Information provided.
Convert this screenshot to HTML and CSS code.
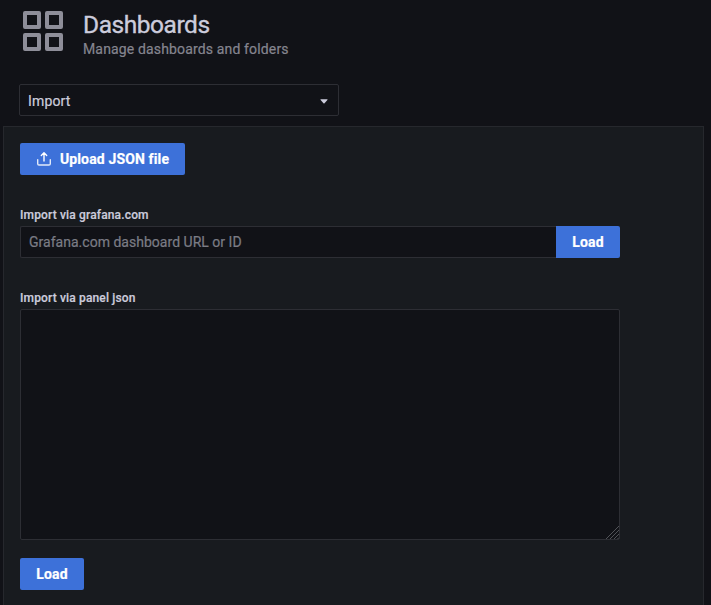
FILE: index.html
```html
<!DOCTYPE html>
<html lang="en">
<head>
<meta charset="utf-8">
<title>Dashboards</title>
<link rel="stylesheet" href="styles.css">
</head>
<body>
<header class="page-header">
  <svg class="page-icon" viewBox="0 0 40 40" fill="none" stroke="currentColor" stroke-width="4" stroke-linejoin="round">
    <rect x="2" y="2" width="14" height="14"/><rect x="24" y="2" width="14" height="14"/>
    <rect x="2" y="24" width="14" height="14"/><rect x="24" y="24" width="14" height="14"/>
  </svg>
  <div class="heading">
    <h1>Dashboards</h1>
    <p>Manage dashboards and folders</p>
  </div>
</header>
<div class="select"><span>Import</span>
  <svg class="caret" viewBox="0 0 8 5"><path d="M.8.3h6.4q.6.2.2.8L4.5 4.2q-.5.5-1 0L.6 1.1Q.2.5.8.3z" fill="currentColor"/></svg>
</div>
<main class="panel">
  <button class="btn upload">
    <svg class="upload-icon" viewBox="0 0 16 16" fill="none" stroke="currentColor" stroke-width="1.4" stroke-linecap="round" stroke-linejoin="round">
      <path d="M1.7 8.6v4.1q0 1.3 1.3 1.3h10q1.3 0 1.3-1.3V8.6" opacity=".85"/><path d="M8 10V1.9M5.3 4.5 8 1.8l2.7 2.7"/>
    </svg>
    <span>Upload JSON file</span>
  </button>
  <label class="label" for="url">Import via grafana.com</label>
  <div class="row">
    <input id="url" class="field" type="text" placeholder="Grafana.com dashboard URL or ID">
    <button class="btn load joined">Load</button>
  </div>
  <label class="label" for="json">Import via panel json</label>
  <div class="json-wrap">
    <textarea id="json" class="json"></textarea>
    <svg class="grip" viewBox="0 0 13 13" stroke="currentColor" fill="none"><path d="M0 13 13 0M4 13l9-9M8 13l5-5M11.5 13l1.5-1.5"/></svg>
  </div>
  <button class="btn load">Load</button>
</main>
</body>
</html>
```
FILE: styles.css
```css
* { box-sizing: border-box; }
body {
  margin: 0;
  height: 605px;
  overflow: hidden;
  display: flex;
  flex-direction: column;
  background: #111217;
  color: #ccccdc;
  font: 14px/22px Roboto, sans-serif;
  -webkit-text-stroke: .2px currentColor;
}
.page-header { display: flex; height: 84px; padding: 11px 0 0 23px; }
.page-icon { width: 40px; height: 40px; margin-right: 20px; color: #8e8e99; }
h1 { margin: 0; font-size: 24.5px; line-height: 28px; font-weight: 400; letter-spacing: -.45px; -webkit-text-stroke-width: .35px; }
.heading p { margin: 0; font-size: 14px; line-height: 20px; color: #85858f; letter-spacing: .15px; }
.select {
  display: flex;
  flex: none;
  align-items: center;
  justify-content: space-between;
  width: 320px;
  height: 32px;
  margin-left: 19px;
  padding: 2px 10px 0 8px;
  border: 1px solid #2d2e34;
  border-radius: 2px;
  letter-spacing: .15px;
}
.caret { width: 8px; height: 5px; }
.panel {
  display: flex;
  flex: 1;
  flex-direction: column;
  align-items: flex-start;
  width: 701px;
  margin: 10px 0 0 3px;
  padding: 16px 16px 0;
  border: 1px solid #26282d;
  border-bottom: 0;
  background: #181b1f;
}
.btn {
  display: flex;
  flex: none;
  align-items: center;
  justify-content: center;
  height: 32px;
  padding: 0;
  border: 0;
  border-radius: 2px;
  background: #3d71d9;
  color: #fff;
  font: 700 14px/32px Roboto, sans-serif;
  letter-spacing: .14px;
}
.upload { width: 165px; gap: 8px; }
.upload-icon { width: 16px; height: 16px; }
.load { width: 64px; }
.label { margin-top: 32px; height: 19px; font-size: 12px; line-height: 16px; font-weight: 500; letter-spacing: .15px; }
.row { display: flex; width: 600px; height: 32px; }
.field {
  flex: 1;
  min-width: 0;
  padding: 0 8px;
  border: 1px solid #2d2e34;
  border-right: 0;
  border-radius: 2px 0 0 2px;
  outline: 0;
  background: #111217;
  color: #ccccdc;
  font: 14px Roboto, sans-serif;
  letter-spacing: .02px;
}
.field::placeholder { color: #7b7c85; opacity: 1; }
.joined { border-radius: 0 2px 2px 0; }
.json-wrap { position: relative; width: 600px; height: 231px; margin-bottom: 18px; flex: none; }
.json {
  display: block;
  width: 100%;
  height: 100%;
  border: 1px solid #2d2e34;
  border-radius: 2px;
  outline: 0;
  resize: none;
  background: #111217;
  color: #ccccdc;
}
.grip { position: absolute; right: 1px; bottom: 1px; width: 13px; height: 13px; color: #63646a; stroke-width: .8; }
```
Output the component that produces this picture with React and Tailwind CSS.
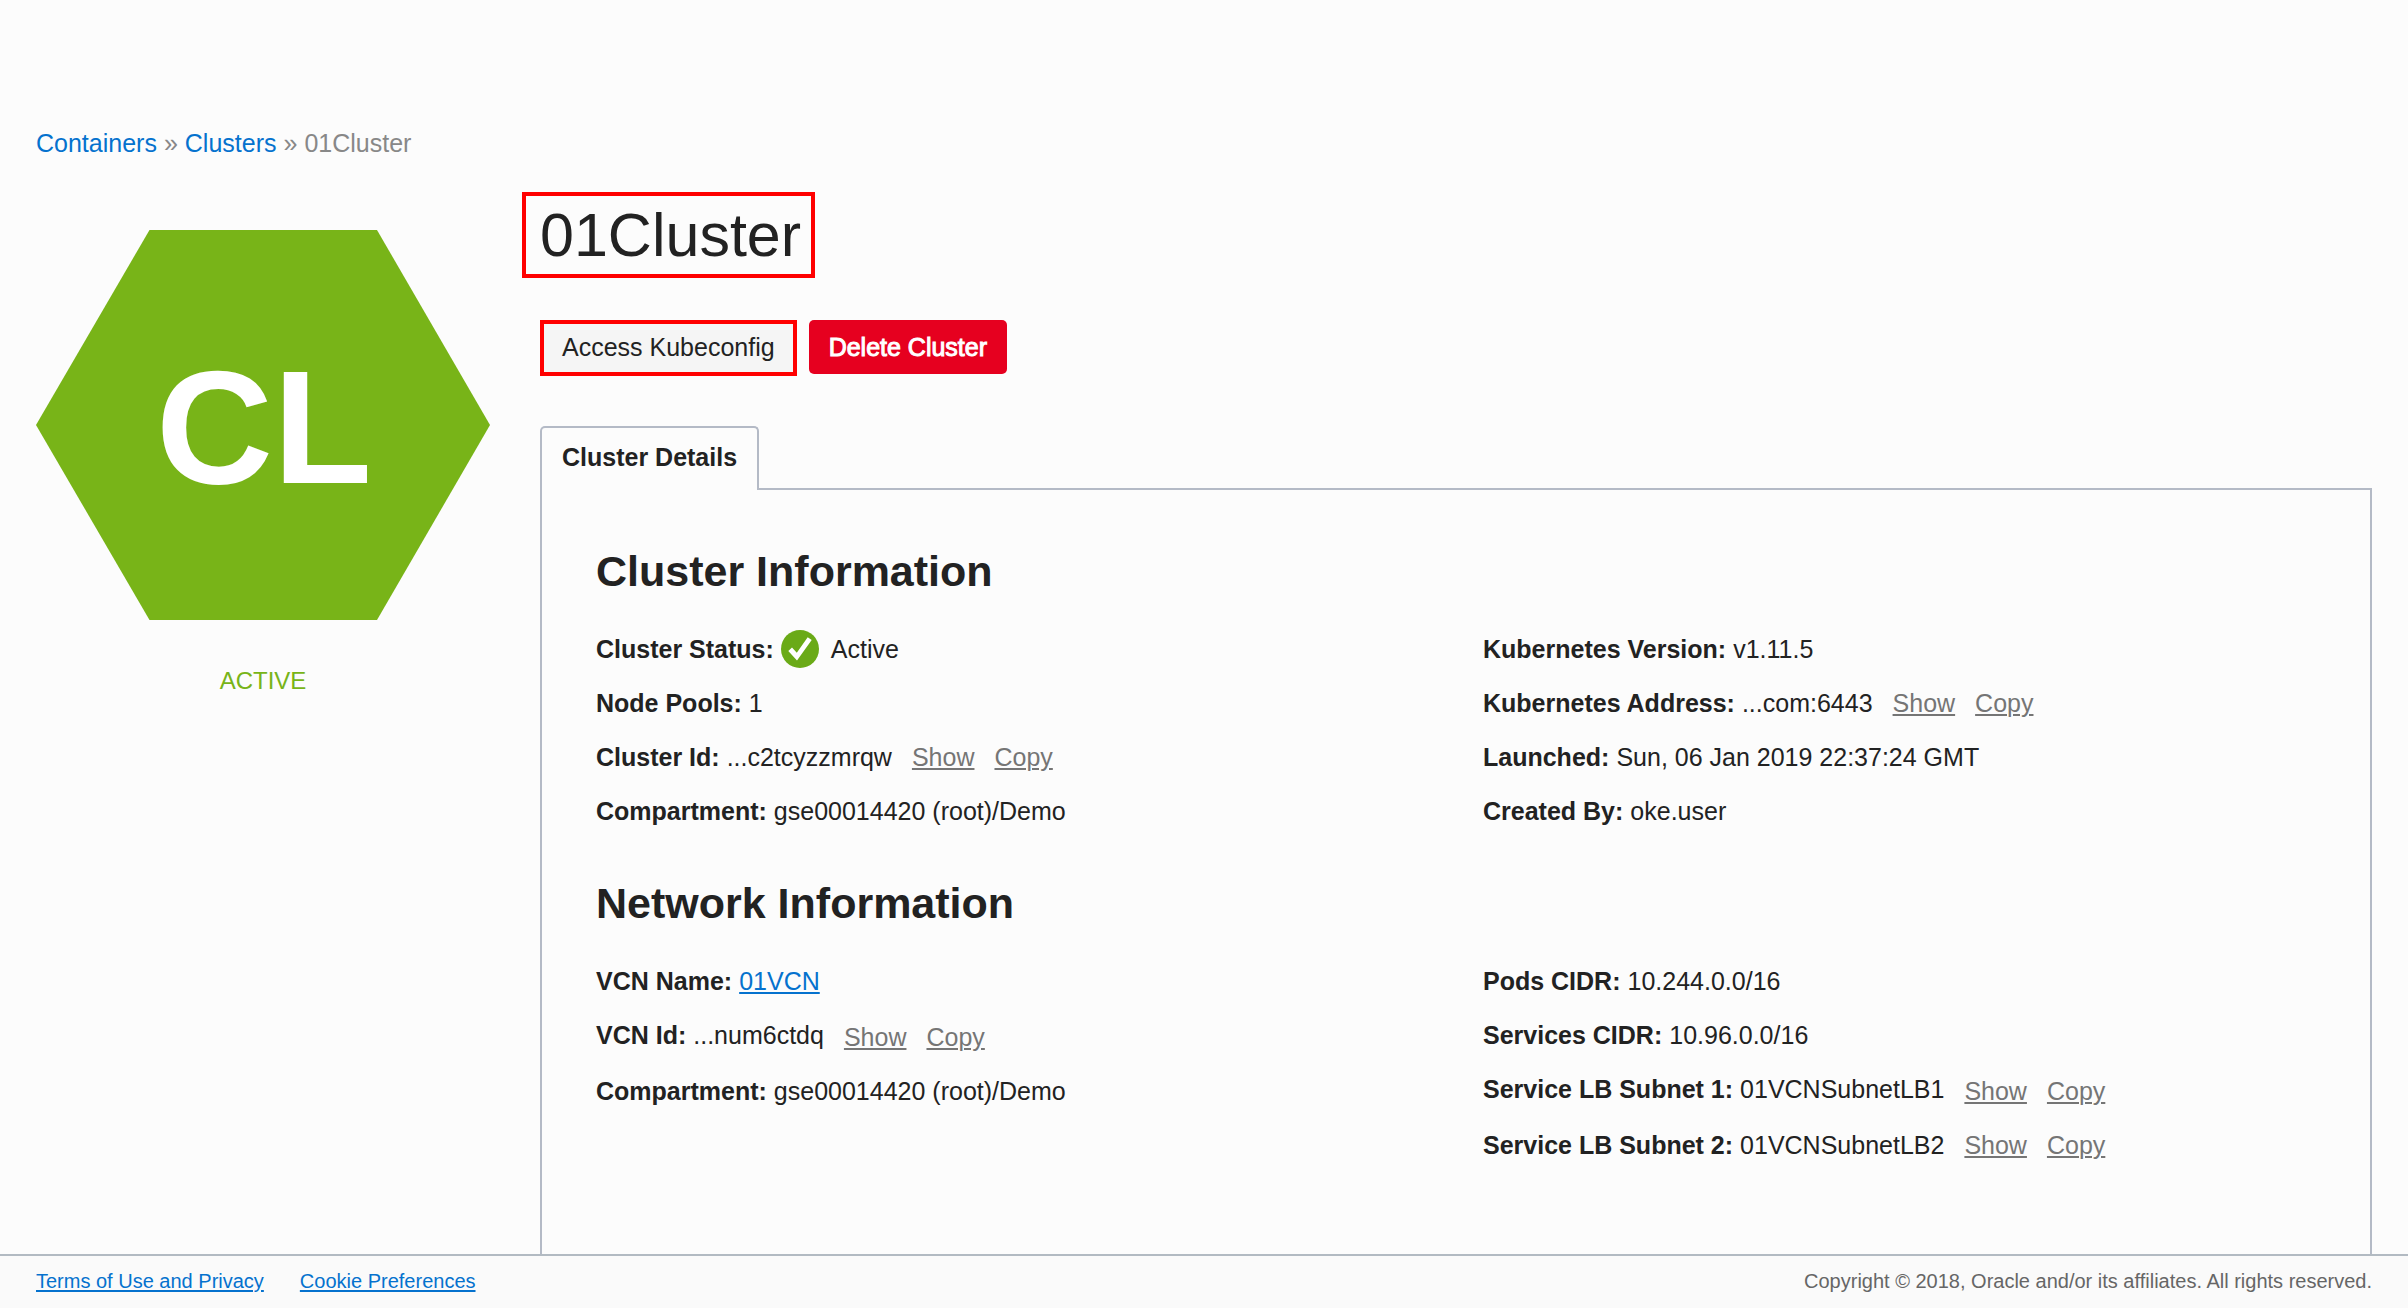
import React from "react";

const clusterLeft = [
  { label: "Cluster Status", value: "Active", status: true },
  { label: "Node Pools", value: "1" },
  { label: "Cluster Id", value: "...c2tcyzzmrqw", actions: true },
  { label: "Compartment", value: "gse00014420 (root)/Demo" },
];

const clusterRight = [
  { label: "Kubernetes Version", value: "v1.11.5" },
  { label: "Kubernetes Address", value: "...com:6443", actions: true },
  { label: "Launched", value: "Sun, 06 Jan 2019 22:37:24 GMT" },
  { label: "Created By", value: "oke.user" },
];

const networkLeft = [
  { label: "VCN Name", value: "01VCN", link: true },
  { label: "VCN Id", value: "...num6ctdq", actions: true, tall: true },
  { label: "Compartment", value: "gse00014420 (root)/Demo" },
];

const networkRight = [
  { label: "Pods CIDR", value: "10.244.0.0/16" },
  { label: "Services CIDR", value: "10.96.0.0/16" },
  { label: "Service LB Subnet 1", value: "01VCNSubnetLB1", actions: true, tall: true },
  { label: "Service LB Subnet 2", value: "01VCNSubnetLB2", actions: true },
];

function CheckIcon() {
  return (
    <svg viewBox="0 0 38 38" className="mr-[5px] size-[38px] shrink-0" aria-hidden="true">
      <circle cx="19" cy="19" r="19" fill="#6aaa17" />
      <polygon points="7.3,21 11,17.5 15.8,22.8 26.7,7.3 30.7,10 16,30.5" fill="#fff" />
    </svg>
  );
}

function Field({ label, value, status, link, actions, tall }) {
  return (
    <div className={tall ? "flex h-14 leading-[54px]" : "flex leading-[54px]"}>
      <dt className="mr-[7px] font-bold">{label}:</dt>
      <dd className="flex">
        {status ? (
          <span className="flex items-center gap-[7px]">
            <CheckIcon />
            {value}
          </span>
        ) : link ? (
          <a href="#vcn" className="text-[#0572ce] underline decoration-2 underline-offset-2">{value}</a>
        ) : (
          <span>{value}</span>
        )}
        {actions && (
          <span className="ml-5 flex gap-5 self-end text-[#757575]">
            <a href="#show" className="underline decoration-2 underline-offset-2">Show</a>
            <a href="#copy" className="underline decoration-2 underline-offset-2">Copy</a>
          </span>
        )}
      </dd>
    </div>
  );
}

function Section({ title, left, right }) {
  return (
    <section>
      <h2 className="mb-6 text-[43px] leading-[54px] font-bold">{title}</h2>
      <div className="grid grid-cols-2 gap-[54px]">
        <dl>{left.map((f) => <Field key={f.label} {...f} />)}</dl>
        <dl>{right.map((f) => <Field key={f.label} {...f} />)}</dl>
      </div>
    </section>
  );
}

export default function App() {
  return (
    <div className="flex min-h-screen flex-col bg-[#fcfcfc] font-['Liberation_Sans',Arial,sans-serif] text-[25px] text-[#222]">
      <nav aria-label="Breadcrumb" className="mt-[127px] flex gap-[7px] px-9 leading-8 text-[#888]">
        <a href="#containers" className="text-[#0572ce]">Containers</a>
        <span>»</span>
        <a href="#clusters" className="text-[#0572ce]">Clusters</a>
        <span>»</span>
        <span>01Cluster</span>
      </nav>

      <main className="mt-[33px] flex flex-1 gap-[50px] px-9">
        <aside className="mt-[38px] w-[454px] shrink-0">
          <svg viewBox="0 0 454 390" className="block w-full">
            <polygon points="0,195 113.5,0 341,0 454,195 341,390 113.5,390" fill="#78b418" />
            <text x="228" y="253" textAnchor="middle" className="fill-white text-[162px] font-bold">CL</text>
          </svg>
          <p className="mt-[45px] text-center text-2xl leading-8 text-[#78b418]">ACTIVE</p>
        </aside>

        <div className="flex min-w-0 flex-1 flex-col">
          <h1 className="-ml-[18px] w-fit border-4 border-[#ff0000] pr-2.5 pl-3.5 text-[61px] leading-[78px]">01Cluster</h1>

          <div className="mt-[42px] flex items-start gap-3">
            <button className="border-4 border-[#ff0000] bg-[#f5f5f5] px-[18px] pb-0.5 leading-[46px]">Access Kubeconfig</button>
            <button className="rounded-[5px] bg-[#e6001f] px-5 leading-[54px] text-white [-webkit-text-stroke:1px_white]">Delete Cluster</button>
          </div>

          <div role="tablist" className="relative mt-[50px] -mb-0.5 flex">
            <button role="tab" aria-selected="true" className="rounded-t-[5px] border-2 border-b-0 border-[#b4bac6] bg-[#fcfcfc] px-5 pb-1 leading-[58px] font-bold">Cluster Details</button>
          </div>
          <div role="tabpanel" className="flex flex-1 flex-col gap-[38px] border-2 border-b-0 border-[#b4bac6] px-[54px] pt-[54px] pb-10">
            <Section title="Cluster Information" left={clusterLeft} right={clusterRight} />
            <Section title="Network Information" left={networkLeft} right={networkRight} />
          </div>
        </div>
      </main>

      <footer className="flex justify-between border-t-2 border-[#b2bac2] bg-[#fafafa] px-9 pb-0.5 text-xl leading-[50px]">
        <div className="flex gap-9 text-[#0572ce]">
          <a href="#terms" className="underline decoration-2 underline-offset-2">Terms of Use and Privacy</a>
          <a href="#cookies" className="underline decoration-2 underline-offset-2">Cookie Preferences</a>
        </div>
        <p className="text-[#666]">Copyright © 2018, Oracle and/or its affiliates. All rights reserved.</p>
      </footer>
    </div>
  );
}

The request.
Look over the listing. Pull out every line with the string "React" in it.

Answer for the task.
Output the component that produces this picture with React and Tailwind CSS.
import React from "react";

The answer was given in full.